Given information:
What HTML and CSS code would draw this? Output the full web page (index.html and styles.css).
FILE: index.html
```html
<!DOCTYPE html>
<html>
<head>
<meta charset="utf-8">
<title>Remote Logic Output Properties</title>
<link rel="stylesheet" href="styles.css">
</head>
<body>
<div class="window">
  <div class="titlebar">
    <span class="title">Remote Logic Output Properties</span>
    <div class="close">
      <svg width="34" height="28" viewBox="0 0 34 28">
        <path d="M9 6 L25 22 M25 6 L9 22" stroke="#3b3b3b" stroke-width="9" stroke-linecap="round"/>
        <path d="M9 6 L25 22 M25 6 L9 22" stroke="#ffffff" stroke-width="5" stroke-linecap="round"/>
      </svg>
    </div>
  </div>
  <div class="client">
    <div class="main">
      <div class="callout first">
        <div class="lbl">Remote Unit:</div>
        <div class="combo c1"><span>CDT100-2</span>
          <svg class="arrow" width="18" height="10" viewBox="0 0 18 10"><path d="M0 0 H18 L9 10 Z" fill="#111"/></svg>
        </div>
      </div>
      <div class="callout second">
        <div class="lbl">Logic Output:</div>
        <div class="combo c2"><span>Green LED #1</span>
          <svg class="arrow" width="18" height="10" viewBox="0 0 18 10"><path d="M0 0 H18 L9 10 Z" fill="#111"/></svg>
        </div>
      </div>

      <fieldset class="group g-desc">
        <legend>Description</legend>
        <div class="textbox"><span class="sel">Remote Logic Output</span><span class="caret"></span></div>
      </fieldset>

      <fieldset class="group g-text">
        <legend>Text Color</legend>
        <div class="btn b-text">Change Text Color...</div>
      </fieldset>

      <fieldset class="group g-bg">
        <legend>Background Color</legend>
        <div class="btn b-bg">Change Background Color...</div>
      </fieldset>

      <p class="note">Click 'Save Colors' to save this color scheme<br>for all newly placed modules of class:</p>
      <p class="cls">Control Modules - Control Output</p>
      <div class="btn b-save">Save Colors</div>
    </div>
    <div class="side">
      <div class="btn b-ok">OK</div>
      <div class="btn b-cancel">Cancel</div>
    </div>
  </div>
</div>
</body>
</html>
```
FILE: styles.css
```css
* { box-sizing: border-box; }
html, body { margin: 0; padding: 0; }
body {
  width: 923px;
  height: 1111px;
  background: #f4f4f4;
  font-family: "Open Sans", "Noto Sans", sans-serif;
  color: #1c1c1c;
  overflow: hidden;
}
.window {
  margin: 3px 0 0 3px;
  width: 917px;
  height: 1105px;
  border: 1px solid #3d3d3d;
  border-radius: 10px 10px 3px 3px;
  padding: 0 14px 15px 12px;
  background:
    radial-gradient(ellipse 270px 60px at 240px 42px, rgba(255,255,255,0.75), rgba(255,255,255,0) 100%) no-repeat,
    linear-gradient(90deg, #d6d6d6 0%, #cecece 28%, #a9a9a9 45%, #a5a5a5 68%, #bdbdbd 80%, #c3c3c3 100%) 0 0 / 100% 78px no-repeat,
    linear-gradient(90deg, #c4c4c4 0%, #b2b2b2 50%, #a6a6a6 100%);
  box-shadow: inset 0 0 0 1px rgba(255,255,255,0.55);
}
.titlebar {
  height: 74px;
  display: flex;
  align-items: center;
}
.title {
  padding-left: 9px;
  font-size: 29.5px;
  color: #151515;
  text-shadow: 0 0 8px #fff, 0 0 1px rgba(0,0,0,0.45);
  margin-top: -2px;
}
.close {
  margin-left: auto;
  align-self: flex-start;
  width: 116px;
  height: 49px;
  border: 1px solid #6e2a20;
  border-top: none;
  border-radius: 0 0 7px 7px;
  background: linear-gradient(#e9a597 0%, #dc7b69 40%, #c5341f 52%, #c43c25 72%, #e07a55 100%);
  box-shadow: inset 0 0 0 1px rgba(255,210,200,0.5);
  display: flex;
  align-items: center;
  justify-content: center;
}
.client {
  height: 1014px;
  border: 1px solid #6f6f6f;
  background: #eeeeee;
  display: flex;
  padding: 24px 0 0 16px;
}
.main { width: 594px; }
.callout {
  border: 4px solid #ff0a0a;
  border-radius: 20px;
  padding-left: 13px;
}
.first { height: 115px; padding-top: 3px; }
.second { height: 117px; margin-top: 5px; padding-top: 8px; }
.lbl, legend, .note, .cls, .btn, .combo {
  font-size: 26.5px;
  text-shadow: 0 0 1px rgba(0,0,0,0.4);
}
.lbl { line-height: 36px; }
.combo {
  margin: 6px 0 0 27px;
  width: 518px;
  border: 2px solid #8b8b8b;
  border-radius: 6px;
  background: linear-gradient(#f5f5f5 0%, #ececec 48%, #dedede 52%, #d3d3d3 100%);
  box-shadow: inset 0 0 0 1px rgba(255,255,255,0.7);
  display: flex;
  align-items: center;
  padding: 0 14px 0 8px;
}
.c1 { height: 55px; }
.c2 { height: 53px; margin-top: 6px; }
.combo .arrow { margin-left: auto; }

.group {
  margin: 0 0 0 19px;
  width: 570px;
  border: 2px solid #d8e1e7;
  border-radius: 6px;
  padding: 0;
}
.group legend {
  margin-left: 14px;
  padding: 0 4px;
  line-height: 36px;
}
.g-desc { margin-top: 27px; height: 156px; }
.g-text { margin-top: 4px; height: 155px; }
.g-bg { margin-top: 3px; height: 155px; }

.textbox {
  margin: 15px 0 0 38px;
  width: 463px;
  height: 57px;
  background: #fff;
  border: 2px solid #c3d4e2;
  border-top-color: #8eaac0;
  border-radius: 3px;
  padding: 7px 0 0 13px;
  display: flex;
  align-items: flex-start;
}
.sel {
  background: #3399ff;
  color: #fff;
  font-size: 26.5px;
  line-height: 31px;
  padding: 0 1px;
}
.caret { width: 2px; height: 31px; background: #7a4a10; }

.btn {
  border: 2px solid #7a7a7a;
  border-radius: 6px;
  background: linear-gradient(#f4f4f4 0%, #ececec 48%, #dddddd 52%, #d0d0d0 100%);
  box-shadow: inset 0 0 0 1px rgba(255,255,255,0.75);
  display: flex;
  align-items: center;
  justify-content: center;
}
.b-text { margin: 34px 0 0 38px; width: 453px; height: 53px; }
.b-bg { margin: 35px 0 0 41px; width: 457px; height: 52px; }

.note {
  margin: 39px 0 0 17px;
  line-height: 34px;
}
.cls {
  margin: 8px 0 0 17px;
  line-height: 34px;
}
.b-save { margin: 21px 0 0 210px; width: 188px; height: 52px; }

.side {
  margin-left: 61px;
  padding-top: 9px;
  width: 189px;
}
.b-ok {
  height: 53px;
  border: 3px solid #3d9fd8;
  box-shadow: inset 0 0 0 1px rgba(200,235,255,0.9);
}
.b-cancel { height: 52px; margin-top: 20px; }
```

Task prompt: Take every line above carrying "this" and return it.

Response below:
What HTML and CSS code would draw this? Output the full web page (index.html and styles.css).
      <p class="note">Click 'Save Colors' to save this color scheme<br>for all newly placed modules of class:</p>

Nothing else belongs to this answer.